Après l’Algérie, ce sera l’Allemagne où Jean Billaud commande à Lahr le détachement d’hélicoptères des FFA, les forces d’occupation françaises. Mais « Jean s’ennuie, il n’est pas fait pour l’inaction ». Il sollicite une affectation plus « active », et ne sera pas déçu, car c’est en Asie qu’elle va le conduire. Jean va changer de vie, une fois de plus, mais pas d’horizon en devenant un homme de l’ombre chargé des missions de confiance du général. Au Laos d’abord, puis au Cambodge, jusqu’au 1er septembre 1966. « Pilote d’hélicoptère, il assure la surveillance du cessez-le-feu au Laos, où son appareil est abattu à deux reprises. Il est par la suite affecté au Cambodge, puis au Burundi et aux Comores en qualité de pilote personnel des deux chefs d’État respectifs, sans oublier l’Algérie où il contribue à déjouer le Putsch des généraux en 1961.»[3]

L’attribut alt de cette image est vide, son nom de fichier est PHOTO-2019-11-14-10-45-32b2.jpg.
Dans le bureau du général : Général Michel Tognigni, Jean Billaud, Christian Paris et Marc Fosseux – © CP

Ce 1er septembre, le général de Gaulle est à Phnom Penh pour y prononcer un discours qui aura une portée planétaire. Jean, pilote de Sihanouk est à ses côtés. Le général lui dit alors : « Billaud, il faut songer à rentrer. On a besoin de vous en France ». Pour cette nouvelle mission, Jean Billaud doit démissionner de l’armée de l‘Air avant de partir en mission en Afrique où il deviendra le pilote du chef de l’État du Burundi et le représentant du SDECE, directement branché sur l’Élysée. « Il deviendra son homme d’action.
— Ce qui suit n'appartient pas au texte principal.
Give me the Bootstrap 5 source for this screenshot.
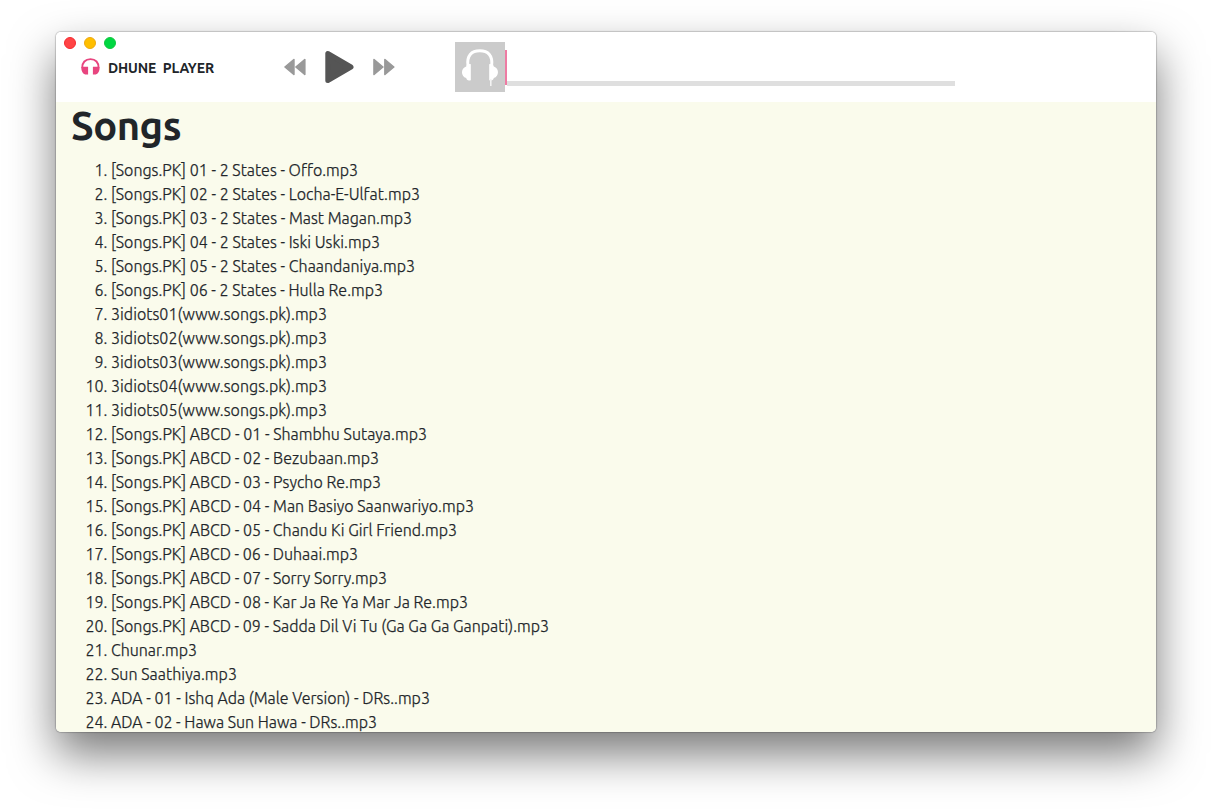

Il est ainsi projeté aux quatre coins du monde pour remplir des missions délicates ».[3]

A la mort du général de Gaulle, Jean Billaud poursuivra sa tâche pendant de longues années… Après une première affectation pendant dix ans au Burundi, auprès du Président Micombero, où il vivra la première guerre interethnique « hutu-Tutsis », il est envoyé aux Comores auprès du Président Ahmed Abdallah. Jusqu’au jour où celui-ci est convié au sommet des chefs d’États d’Afrique de l’Est, le désormais célèbre « Carrefour du Développement »…

Ce sommet semble vite avoir été conçu dans un seul but : servir de prétexte au financement occulte du Parti Socialiste. Chose que Jean risquait ne pouvait pas ne pas découvrir très vite sur place, en raison de ses liens personnels au Burundi, en particulier avec le Président du pays, Jean-Baptiste Bagaza, ou encore avec le chef d’état-major des Armées. L’Élysée sentant planer la menace s’oppose fermement à la présence de Jean Billaud à cet évènement.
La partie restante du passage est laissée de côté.